## GIVEN PROBLEM
The data below needs to be returned exactly, line for line.

## SOURCE MATERIAL
================
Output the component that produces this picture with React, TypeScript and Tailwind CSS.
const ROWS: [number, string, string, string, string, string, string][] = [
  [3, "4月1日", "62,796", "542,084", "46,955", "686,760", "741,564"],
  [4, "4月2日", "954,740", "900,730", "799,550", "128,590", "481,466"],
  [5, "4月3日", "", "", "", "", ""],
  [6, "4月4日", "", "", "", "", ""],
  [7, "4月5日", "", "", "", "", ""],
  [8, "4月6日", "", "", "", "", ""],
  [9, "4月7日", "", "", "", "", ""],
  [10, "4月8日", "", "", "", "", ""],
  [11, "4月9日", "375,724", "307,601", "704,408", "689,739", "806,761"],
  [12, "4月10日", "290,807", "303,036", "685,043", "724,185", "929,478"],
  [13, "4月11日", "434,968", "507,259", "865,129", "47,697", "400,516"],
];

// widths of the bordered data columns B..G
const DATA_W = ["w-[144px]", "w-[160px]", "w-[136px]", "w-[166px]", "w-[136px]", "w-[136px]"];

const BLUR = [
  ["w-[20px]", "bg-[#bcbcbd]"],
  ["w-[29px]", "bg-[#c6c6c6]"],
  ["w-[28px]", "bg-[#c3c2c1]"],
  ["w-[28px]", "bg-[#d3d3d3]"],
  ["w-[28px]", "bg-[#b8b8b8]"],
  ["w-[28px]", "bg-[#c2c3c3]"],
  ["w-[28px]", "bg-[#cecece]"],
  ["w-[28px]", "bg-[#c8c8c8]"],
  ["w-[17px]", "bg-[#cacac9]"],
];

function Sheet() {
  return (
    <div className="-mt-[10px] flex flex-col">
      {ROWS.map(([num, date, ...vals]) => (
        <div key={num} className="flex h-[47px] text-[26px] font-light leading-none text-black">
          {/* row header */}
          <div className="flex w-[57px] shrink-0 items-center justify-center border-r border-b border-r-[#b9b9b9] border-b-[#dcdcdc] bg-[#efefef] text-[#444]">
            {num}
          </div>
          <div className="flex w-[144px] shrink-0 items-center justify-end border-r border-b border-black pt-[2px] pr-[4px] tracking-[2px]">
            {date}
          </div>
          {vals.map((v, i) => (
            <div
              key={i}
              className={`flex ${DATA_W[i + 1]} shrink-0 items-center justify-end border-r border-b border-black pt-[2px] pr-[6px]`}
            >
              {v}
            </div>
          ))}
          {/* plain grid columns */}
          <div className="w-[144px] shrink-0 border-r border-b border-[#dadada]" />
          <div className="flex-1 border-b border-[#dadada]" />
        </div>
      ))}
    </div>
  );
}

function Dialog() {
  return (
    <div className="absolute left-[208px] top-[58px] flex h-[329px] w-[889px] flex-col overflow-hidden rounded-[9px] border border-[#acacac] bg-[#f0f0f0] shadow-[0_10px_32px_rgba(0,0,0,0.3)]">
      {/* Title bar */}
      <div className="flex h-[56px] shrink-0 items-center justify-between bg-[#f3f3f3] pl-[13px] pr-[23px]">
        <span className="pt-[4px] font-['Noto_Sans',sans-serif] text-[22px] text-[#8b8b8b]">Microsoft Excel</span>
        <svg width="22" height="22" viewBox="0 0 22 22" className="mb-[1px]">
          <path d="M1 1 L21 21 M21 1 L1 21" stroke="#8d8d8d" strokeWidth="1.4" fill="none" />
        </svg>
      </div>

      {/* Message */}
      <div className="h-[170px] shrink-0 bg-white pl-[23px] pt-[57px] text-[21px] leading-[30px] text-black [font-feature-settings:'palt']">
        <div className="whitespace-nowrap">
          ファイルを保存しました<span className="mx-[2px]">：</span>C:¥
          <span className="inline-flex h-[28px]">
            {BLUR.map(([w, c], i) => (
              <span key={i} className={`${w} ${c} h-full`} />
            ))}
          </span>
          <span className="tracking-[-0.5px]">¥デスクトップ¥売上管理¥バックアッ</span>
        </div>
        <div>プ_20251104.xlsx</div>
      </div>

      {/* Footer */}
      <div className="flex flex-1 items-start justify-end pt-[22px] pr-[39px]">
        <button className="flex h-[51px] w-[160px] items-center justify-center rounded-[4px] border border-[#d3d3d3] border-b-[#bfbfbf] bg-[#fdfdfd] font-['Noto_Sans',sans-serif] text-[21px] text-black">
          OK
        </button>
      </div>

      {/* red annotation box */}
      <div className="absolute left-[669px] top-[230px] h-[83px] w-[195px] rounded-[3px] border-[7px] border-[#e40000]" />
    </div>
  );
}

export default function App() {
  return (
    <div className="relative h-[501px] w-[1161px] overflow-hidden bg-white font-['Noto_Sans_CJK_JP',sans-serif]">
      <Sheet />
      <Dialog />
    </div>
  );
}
================
## FINISHED ANSWER
Output the component that produces this picture with React, TypeScript and Tailwind CSS.
const ROWS: [number, string, string, string, string, string, string][] = [
  [3, "4月1日", "62,796", "542,084", "46,955", "686,760", "741,564"],
  [4, "4月2日", "954,740", "900,730", "799,550", "128,590", "481,466"],
  [5, "4月3日", "", "", "", "", ""],
  [6, "4月4日", "", "", "", "", ""],
  [7, "4月5日", "", "", "", "", ""],
  [8, "4月6日", "", "", "", "", ""],
  [9, "4月7日", "", "", "", "", ""],
  [10, "4月8日", "", "", "", "", ""],
  [11, "4月9日", "375,724", "307,601", "704,408", "689,739", "806,761"],
  [12, "4月10日", "290,807", "303,036", "685,043", "724,185", "929,478"],
  [13, "4月11日", "434,968", "507,259", "865,129", "47,697", "400,516"],
];

// widths of the bordered data columns B..G
const DATA_W = ["w-[144px]", "w-[160px]", "w-[136px]", "w-[166px]", "w-[136px]", "w-[136px]"];

const BLUR = [
  ["w-[20px]", "bg-[#bcbcbd]"],
  ["w-[29px]", "bg-[#c6c6c6]"],
  ["w-[28px]", "bg-[#c3c2c1]"],
  ["w-[28px]", "bg-[#d3d3d3]"],
  ["w-[28px]", "bg-[#b8b8b8]"],
  ["w-[28px]", "bg-[#c2c3c3]"],
  ["w-[28px]", "bg-[#cecece]"],
  ["w-[28px]", "bg-[#c8c8c8]"],
  ["w-[17px]", "bg-[#cacac9]"],
];

function Sheet() {
  return (
    <div className="-mt-[10px] flex flex-col">
      {ROWS.map(([num, date, ...vals]) => (
        <div key={num} className="flex h-[47px] text-[26px] font-light leading-none text-black">
          {/* row header */}
          <div className="flex w-[57px] shrink-0 items-center justify-center border-r border-b border-r-[#b9b9b9] border-b-[#dcdcdc] bg-[#efefef] text-[#444]">
            {num}
          </div>
          <div className="flex w-[144px] shrink-0 items-center justify-end border-r border-b border-black pt-[2px] pr-[4px] tracking-[2px]">
            {date}
          </div>
          {vals.map((v, i) => (
            <div
              key={i}
              className={`flex ${DATA_W[i + 1]} shrink-0 items-center justify-end border-r border-b border-black pt-[2px] pr-[6px]`}
            >
              {v}
            </div>
          ))}
          {/* plain grid columns */}
          <div className="w-[144px] shrink-0 border-r border-b border-[#dadada]" />
          <div className="flex-1 border-b border-[#dadada]" />
        </div>
      ))}
    </div>
  );
}

function Dialog() {
  return (
    <div className="absolute left-[208px] top-[58px] flex h-[329px] w-[889px] flex-col overflow-hidden rounded-[9px] border border-[#acacac] bg-[#f0f0f0] shadow-[0_10px_32px_rgba(0,0,0,0.3)]">
      {/* Title bar */}
      <div className="flex h-[56px] shrink-0 items-center justify-between bg-[#f3f3f3] pl-[13px] pr-[23px]">
        <span className="pt-[4px] font-['Noto_Sans',sans-serif] text-[22px] text-[#8b8b8b]">Microsoft Excel</span>
        <svg width="22" height="22" viewBox="0 0 22 22" className="mb-[1px]">
          <path d="M1 1 L21 21 M21 1 L1 21" stroke="#8d8d8d" strokeWidth="1.4" fill="none" />
        </svg>
      </div>

      {/* Message */}
      <div className="h-[170px] shrink-0 bg-white pl-[23px] pt-[57px] text-[21px] leading-[30px] text-black [font-feature-settings:'palt']">
        <div className="whitespace-nowrap">
          ファイルを保存しました<span className="mx-[2px]">：</span>C:¥
          <span className="inline-flex h-[28px]">
            {BLUR.map(([w, c], i) => (
              <span key={i} className={`${w} ${c} h-full`} />
            ))}
          </span>
          <span className="tracking-[-0.5px]">¥デスクトップ¥売上管理¥バックアッ</span>
        </div>
        <div>プ_20251104.xlsx</div>
      </div>

      {/* Footer */}
      <div className="flex flex-1 items-start justify-end pt-[22px] pr-[39px]">
        <button className="flex h-[51px] w-[160px] items-center justify-center rounded-[4px] border border-[#d3d3d3] border-b-[#bfbfbf] bg-[#fdfdfd] font-['Noto_Sans',sans-serif] text-[21px] text-black">
          OK
        </button>
      </div>

      {/* red annotation box */}
      <div className="absolute left-[669px] top-[230px] h-[83px] w-[195px] rounded-[3px] border-[7px] border-[#e40000]" />
    </div>
  );
}

export default function App() {
  return (
    <div className="relative h-[501px] w-[1161px] overflow-hidden bg-white font-['Noto_Sans_CJK_JP',sans-serif]">
      <Sheet />
      <Dialog />
    </div>
  );
}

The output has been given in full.